Michael Fassbender as Bobby Sands in Hunger.
At an early screening of the film, when the Channel 4 brass saw the scene for the first time, they were “s---ting themselves,” recalls McQueen over a cup of coffee at a hotel bar in Amsterdam. But there was little they could do, since McQueen had avoided shooting any shorter backup takes. “I knew what I was doing,” he says.
Apparently so. Last May McQueen, 39, won the Caméra d’Or for best first feature at Cannes, where Hunger’s premiere received a lengthy standing ovation. Reviewers singled out the conversation scene for especially ecstatic praise.
McQueen, a working artist since the early Nineties, is best known for his quietly gut-wrenching film and video pieces, exhibited at such serious galleries as Marian Goodman in New York and Thomas Dane in London. Charlotte (2004) begins with a shot of actress Charlotte Rampling’s right eye; soon a finger—McQueen’s—enters the frame to caress and prod the loose flesh that surrounds it, before touching the eyeball directly. Running Thunder (2007) depicts an elegant but motionless horse lying dead—or asleep?—in a grassy meadow. Nothing really happens, but as the light shifts subtly and the 11-minute film loops back on itself, it makes all sorts of statements about stillness and action, life and death.

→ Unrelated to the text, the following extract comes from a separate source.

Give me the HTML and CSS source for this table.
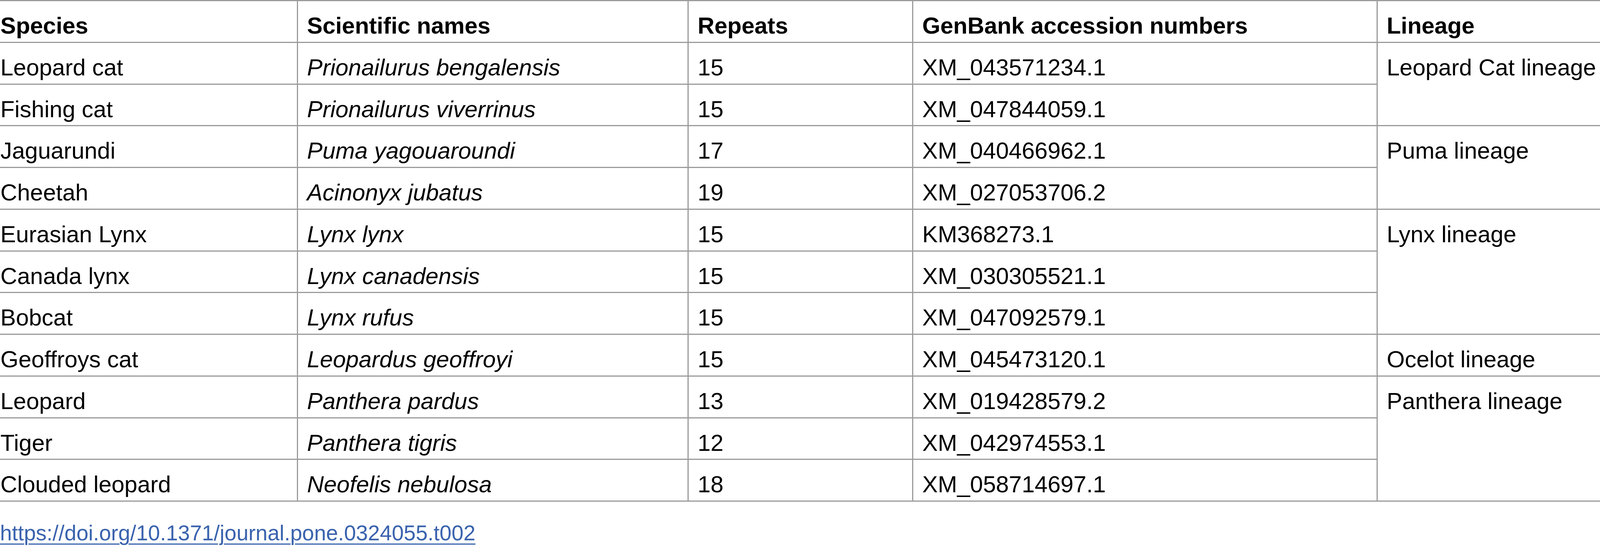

Still from Gravesend (2007).
Like his films, McQueen exudes an unlikely combination of supreme confidence and delicate inscrutability. Tall and burly, with a booming voice that carries across the hotel bar, he has a hesitant, choppy way of speaking, leading you to believe he’s sharing only a fraction of his thoughts. But occasionally he’ll blurt out an uncensored, unvarnished truth, perhaps as a calculated reward for what he considers a good question, or perhaps just because he feels like it. (During his first meeting with Rampling to discuss Charlotte, McQueen exclaimed, “Look, I want to touch your face.”)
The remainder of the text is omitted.